Write out the listing, please, but only from its first line through the line containing "const [tab, setTab]", exactly as given and without pictures.

### THE INPUT
==================================================

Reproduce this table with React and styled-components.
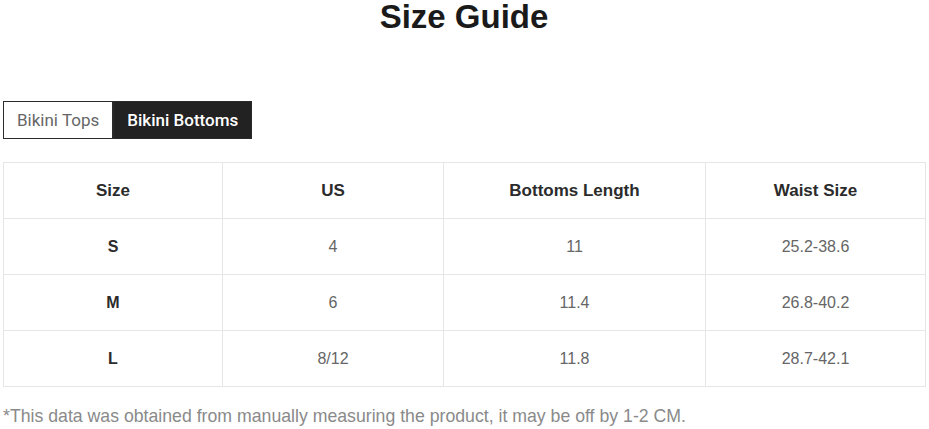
import React, { useState } from "react";
import styled, { createGlobalStyle } from "styled-components";

const GlobalStyle = createGlobalStyle`
  html, body {
    margin: 0;
    padding: 0;
    background: #fff;
    font-family: "Liberation Sans", Arial, sans-serif;
  }
`;

const rows = [
  { size: "S", us: "4", length: "11", waist: "25.2-38.6" },
  { size: "M", us: "6", length: "11.4", waist: "26.8-40.2" },
  { size: "L", us: "8/12", length: "11.8", waist: "28.7-42.1" },
];

export default function App() {
  const [tab, setTab] = useState("bottoms");

  return (
    <>
      <GlobalStyle />
      <Page>
        <Title>Size Guide</Title>
        <Tabs>
          <Tab active={tab === "tops"} onClick={() => setTab("tops")}>
            Bikini Tops
          </Tab>
          <Tab active={tab === "bottoms"} onClick={() => setTab("bottoms")}>
            Bikini Bottoms
          </Tab>
        </Tabs>
        <Table>
          <colgroup>
            <col style={{ width: 219 }} />
            <col style={{ width: 221 }} />
            <col style={{ width: 262 }} />
            <col style={{ width: 220 }} />
          </colgroup>
          <thead>
            <tr>
              <Th>Size</Th>
              <Th>US</Th>
              <Th>Bottoms Length</Th>
              <Th>Waist Size</Th>
            </tr>
          </thead>
          <tbody>
            {rows.map((row) => (
              <tr key={row.size}>
                <Td bold>{row.size}</Td>
                <Td>{row.us}</Td>
                <Td>{row.length}</Td>
                <Td>{row.waist}</Td>
              </tr>
            ))}
          </tbody>
        </Table>
        <Note>
          *This data was obtained from manually measuring the product, it may be
          off by 1-2 CM.
        </Note>
      </Page>
    </>
  );
}

const Page = styled.div`
  padding: 0 4px 0 3px;
`;

const Title = styled.h1`
  margin: 0;
  padding-top: 2px;
  text-align: center;
  font-size: 33px;
  line-height: 30px;
  font-weight: 700;
  color: #1a1a1a;
`;

const Tabs = styled.div`
  display: flex;
  margin-top: 69px;
`;

const Tab = styled.button`
  height: 38px;
  padding: 0 13px;
  border: 1px solid #2a2a2a;
  background: ${(p) => (p.active ? "#222" : "#fff")};
  color: ${(p) => (p.active ? "#fff" : "#666")};
  font-family: Roboto, "Liberation Sans", sans-serif;
  font-size: 17px;
  font-weight: ${(p) => (p.active ? 500 : 400)};
  cursor: pointer;
`;

const Table = styled.table`
  margin-top: 23px;
  width: 922px;
  border-collapse: collapse;
  table-layout: fixed;
`;

const Th = styled.th`
  height: 55px;
  padding: 0;
  border: 1px solid #e6e6e6;
  text-align: center;
  font-size: 17px;
  font-weight: 700;
  color: #2b2b2b;
`;

const Td = styled.td`
  height: 55px;
  padding: 0;
  border: 1px solid #e6e6e6;
  text-align: center;
  font-size: 16px;
  font-weight: ${(p) => (p.bold ? 700 : 400)};
  color: ${(p) => (p.bold ? "#2b2b2b" : "#666")};
`;

const Note = styled.p`
  margin: 19px 0 0;
  font-size: 17.7px;
  color: #8a8a8a;
`;
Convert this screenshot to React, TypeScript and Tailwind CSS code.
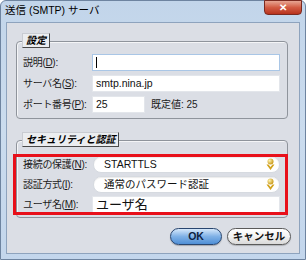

==================================================

### CORRECT RESULT
Reproduce this table with React and styled-components.
import React, { useState } from "react";
import styled, { createGlobalStyle } from "styled-components";

const GlobalStyle = createGlobalStyle`
  html, body {
    margin: 0;
    padding: 0;
    background: #fff;
    font-family: "Liberation Sans", Arial, sans-serif;
  }
`;

const rows = [
  { size: "S", us: "4", length: "11", waist: "25.2-38.6" },
  { size: "M", us: "6", length: "11.4", waist: "26.8-40.2" },
  { size: "L", us: "8/12", length: "11.8", waist: "28.7-42.1" },
];

export default function App() {
  const [tab, setTab] = useState("bottoms");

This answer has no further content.